Requirements:
The listing below should be printed exactly, every line of it. Skip the pictures.

Source data:
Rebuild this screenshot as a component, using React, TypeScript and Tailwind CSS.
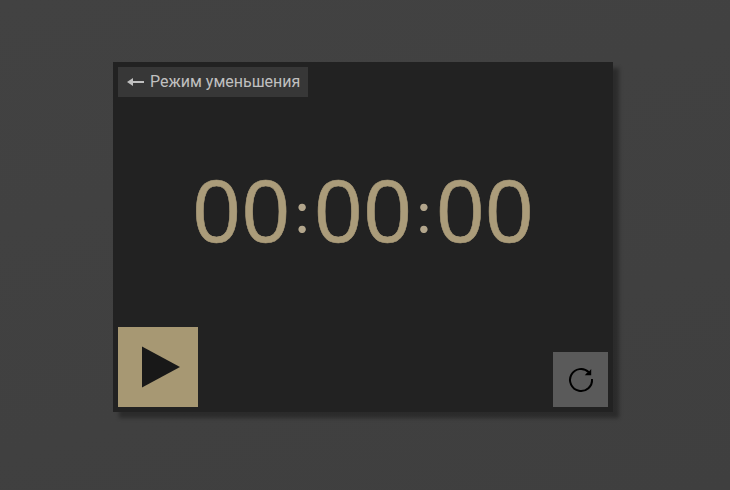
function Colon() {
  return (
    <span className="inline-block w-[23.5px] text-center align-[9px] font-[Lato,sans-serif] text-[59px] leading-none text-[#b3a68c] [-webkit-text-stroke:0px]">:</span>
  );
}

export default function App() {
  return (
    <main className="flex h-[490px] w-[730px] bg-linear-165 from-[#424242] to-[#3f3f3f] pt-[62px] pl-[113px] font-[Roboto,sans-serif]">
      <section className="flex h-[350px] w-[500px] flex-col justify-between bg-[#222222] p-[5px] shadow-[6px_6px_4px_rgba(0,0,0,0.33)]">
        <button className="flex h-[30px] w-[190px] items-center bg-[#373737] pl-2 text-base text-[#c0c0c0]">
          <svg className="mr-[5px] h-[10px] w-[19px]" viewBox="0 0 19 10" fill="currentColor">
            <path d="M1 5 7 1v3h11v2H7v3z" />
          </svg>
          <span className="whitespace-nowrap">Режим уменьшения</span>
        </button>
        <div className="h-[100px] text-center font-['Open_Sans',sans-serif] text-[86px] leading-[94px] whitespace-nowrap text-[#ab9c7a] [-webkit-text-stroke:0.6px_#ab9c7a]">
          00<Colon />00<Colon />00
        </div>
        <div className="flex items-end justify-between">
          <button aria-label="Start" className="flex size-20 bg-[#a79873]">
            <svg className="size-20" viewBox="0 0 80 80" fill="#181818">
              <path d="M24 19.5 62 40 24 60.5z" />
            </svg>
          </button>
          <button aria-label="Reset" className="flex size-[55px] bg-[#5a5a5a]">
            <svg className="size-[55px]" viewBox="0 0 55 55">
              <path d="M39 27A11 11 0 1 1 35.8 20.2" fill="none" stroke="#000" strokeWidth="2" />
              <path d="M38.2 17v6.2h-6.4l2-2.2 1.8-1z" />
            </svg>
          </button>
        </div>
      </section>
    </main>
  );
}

Solution to the problem:
Rebuild this screenshot as a component, using React, TypeScript and Tailwind CSS.
function Colon() {
  return (
    <span className="inline-block w-[23.5px] text-center align-[9px] font-[Lato,sans-serif] text-[59px] leading-none text-[#b3a68c] [-webkit-text-stroke:0px]">:</span>
  );
}

export default function App() {
  return (
    <main className="flex h-[490px] w-[730px] bg-linear-165 from-[#424242] to-[#3f3f3f] pt-[62px] pl-[113px] font-[Roboto,sans-serif]">
      <section className="flex h-[350px] w-[500px] flex-col justify-between bg-[#222222] p-[5px] shadow-[6px_6px_4px_rgba(0,0,0,0.33)]">
        <button className="flex h-[30px] w-[190px] items-center bg-[#373737] pl-2 text-base text-[#c0c0c0]">
          <svg className="mr-[5px] h-[10px] w-[19px]" viewBox="0 0 19 10" fill="currentColor">
            <path d="M1 5 7 1v3h11v2H7v3z" />
          </svg>
          <span className="whitespace-nowrap">Режим уменьшения</span>
        </button>
        <div className="h-[100px] text-center font-['Open_Sans',sans-serif] text-[86px] leading-[94px] whitespace-nowrap text-[#ab9c7a] [-webkit-text-stroke:0.6px_#ab9c7a]">
          00<Colon />00<Colon />00
        </div>
        <div className="flex items-end justify-between">
          <button aria-label="Start" className="flex size-20 bg-[#a79873]">
            <svg className="size-20" viewBox="0 0 80 80" fill="#181818">
              <path d="M24 19.5 62 40 24 60.5z" />
            </svg>
          </button>
          <button aria-label="Reset" className="flex size-[55px] bg-[#5a5a5a]">
            <svg className="size-[55px]" viewBox="0 0 55 55">
              <path d="M39 27A11 11 0 1 1 35.8 20.2" fill="none" stroke="#000" strokeWidth="2" />
              <path d="M38.2 17v6.2h-6.4l2-2.2 1.8-1z" />
            </svg>
          </button>
        </div>
      </section>
    </main>
  );
}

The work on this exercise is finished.